— BEGIN Source data —

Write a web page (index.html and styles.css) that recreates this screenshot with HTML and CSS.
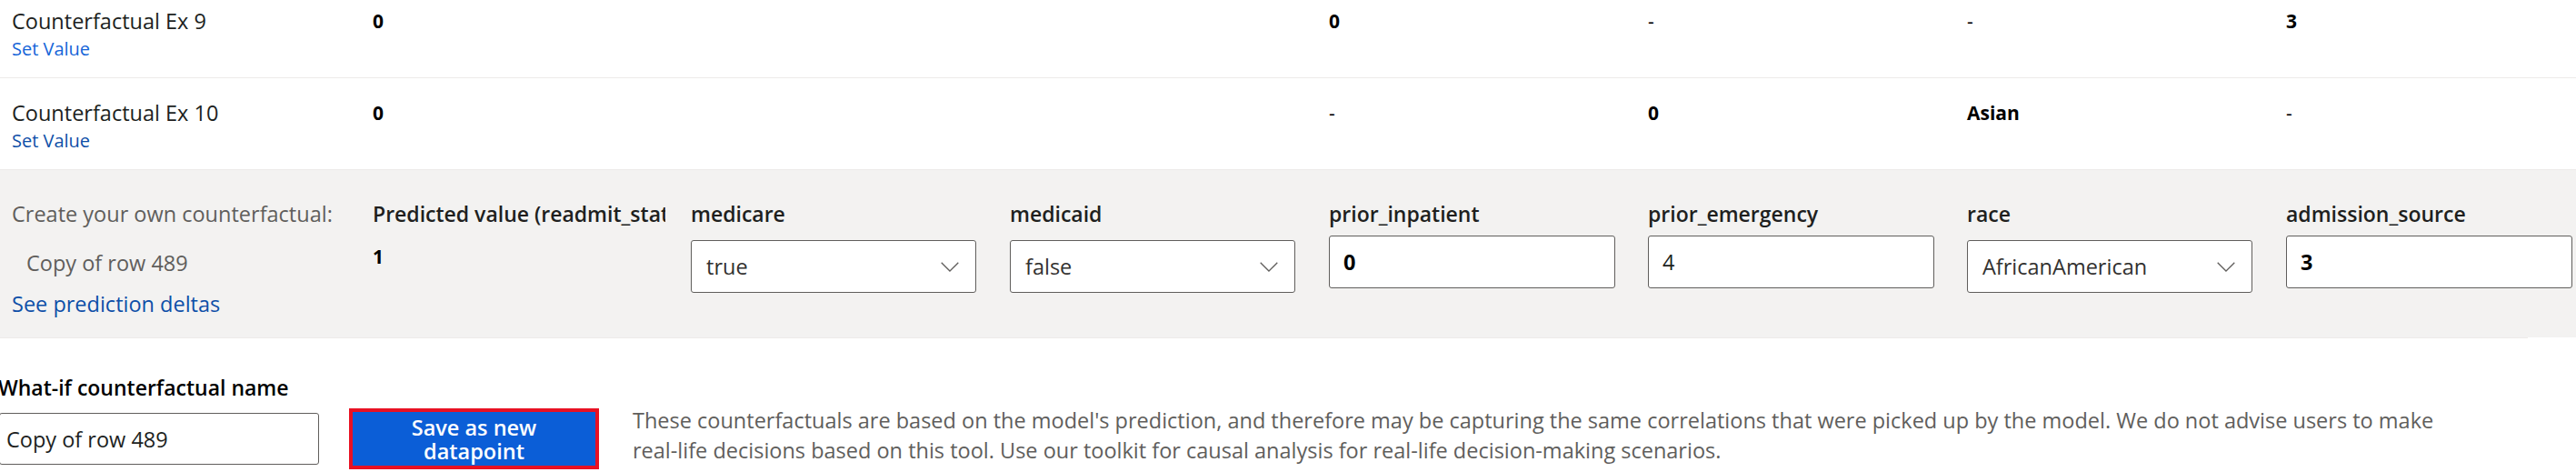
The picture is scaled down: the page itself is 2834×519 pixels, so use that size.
FILE: index.html
```html
<!DOCTYPE html>
<html lang="en">
<head>
<meta charset="utf-8">
<title>What-if counterfactuals</title>
<link rel="stylesheet" href="styles.css">
</head>
<body>
<div class="page">
  <div class="list">
    <div class="row cols">
      <div class="name-cell">
        <div class="name">Counterfactual Ex 9</div>
        <a class="link link-bright" href="#">Set Value</a>
      </div>
      <div class="val">0</div>
      <div class="val"></div>
      <div class="val"></div>
      <div class="val">0</div>
      <div class="val dash">-</div>
      <div class="val dash">-</div>
      <div class="val">3</div>
    </div>
    <div class="row cols">
      <div class="name-cell">
        <div class="name">Counterfactual Ex 10</div>
        <a class="link" href="#">Set Value</a>
      </div>
      <div class="val">0</div>
      <div class="val"></div>
      <div class="val"></div>
      <div class="val dash">-</div>
      <div class="val">0</div>
      <div class="val">Asian</div>
      <div class="val dash">-</div>
    </div>
  </div>

  <div class="panel cols">
    <div class="own">
      <div class="own-title">Create your own counterfactual:</div>
      <div class="own-copy">Copy of row 489</div>
      <a class="own-deltas" href="#">See prediction deltas</a>
    </div>
    <div class="field">
      <div class="flabel clip">Predicted value (readmit_status)</div>
      <div class="predicted">1</div>
    </div>
    <div class="field">
      <div class="flabel">medicare</div>
      <div class="dropdown"><span>true</span><svg class="chev" width="20" height="11" viewBox="0 0 20 11"><polyline points="0.7,0.7 10,10 19.3,0.7" fill="none" stroke="#605e5c" stroke-width="1.3"/></svg></div>
    </div>
    <div class="field">
      <div class="flabel">medicaid</div>
      <div class="dropdown"><span>false</span><svg class="chev" width="20" height="11" viewBox="0 0 20 11"><polyline points="0.7,0.7 10,10 19.3,0.7" fill="none" stroke="#605e5c" stroke-width="1.3"/></svg></div>
    </div>
    <div class="field">
      <div class="flabel">prior_inpatient</div>
      <input class="textbox strong" type="text" value="0">
    </div>
    <div class="field">
      <div class="flabel">prior_emergency</div>
      <input class="textbox" type="text" value="4">
    </div>
    <div class="field">
      <div class="flabel">race</div>
      <div class="dropdown"><span>AfricanAmerican</span><svg class="chev" width="20" height="11" viewBox="0 0 20 11"><polyline points="0.7,0.7 10,10 19.3,0.7" fill="none" stroke="#605e5c" stroke-width="1.3"/></svg></div>
    </div>
    <div class="field">
      <div class="flabel">admission_source</div>
      <input class="textbox strong" type="text" value="3">
    </div>
  </div>

  <div class="bottom">
    <div class="name-label">What-if counterfactual name</div>
    <div class="save-row">
      <input class="name-input" type="text" value="Copy of row 489">
      <button class="save-btn" type="button">Save as new<br>datapoint</button>
      <p class="disclaimer">These counterfactuals are based on the model's prediction, and therefore may be capturing the same correlations that were picked up by the model. We do not advise users to make real-life decisions based on this tool. Use our toolkit for causal analysis for real-life decision-making scenarios.</p>
    </div>
  </div>
</div>
</body>
</html>
```

FILE: styles.css
```css
* { box-sizing: border-box; }

html, body {
  margin: 0;
  padding: 0;
  background: #ffffff;
}

body {
  font-family: "Open Sans", "Noto Sans", "Liberation Sans", sans-serif;
  color: #323130;
  width: 2834px;
  height: 519px;
  overflow: hidden;
}

.page {
  width: 2834px;
}

.cols {
  display: grid;
  grid-template-columns: 410px 350px 351px 351px 351px 351px 351px 1fr;
}

/* list of counterfactual rows (scrolled) */
.list {
  margin-top: -15px;
}

.row {
  padding: 21px 0 18px;
  border-bottom: 1px solid #edebe9;
}

.name-cell {
  padding-left: 13px;
}

.name {
  font-size: 23.5px;
  line-height: 34px;
  color: #201f1e;
  white-space: nowrap;
}

.link {
  display: block;
  margin-top: 1px;
  font-size: 20px;
  line-height: 26px;
  color: #0e4fa8;
  text-decoration: none;
}

.link-bright {
  color: #1565d8;
}

.val {
  font-size: 21px;
  font-weight: 700;
  line-height: 34px;
  color: #000000;
}

.val.dash {
  font-weight: 400;
}

/* create-your-own panel */
.panel {
  background: #f3f2f1;
  padding: 32px 0 21px;
}

.own {
  padding-left: 13px;
  font-size: 23.5px;
  line-height: 32px;
  white-space: nowrap;
}

.own-title {
  color: #605e5c;
}

.own-copy {
  margin: 22px 0 0 16px;
  color: #605e5c;
}

.own-deltas {
  display: block;
  margin-top: 13px;
  color: #0e4fa8;
  text-decoration: none;
}

.field {
  display: flex;
  flex-direction: column;
  align-items: flex-start;
}

.flabel {
  font-size: 23px;
  font-weight: 600;
  line-height: 32px;
  color: #201f1e;
  white-space: nowrap;
}

.flabel.clip {
  width: 322px;
  overflow: hidden;
}

.predicted {
  margin-top: 16px;
  font-size: 21px;
  font-weight: 700;
  line-height: 30px;
  color: #000000;
}

.dropdown {
  margin-top: 13px;
  width: 314px;
  height: 58px;
  display: flex;
  align-items: center;
  justify-content: space-between;
  padding: 0 18px 0 16px;
  background: #ffffff;
  border: 1px solid #605e5c;
  border-radius: 3px;
  font-size: 23.5px;
  line-height: 32px;
  color: #323130;
}

.chev {
  display: block;
  flex: none;
}

.textbox {
  margin-top: 8px;
  width: 315px;
  height: 58px;
  padding: 0 15px;
  background: #ffffff;
  border: 1px solid #605e5c;
  border-radius: 3px;
  font-family: inherit;
  font-size: 23.5px;
  color: #201f1e;
  outline: none;
}

.textbox.strong {
  font-weight: 700;
  color: #000000;
}

/* bottom: name + save */
.bottom {
  margin-right: 53px;
  padding-top: 38px;
  border-top: 1px solid #edebe9;
}

.name-label {
  margin-left: -2px;
  font-size: 23px;
  font-weight: 600;
  line-height: 32px;
  color: #000000;
}

.save-row {
  display: flex;
  align-items: center;
  margin-top: 4px;
}

.name-input {
  flex: none;
  margin-left: -1px;
  width: 352px;
  height: 57px;
  padding: 0 7px;
  background: #ffffff;
  border: 1px solid #605e5c;
  border-radius: 3px;
  font-family: inherit;
  font-size: 23.5px;
  color: #201f1e;
  outline: none;
}

.save-btn {
  flex: none;
  margin-left: 33px;
  width: 275px;
  height: 67px;
  padding: 0;
  background: #0b5ed7;
  border: 4px solid #e81123;
  color: #ffffff;
  font-family: inherit;
  font-size: 23.5px;
  font-weight: 600;
  line-height: 26px;
  text-align: center;
}

.disclaimer {
  margin: 0 0 7px 37px;
  max-width: 2025px;
  font-size: 23.5px;
  line-height: 33px;
  color: #605e5c;
}
```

— END Source data —

▶ _Task brief_
Copy out each line of the data containing the string "styles".

▶ _Exercise output_
Write a web page (index.html and styles.css) that recreates this screenshot with HTML and CSS.
<link rel="stylesheet" href="styles.css">
FILE: styles.css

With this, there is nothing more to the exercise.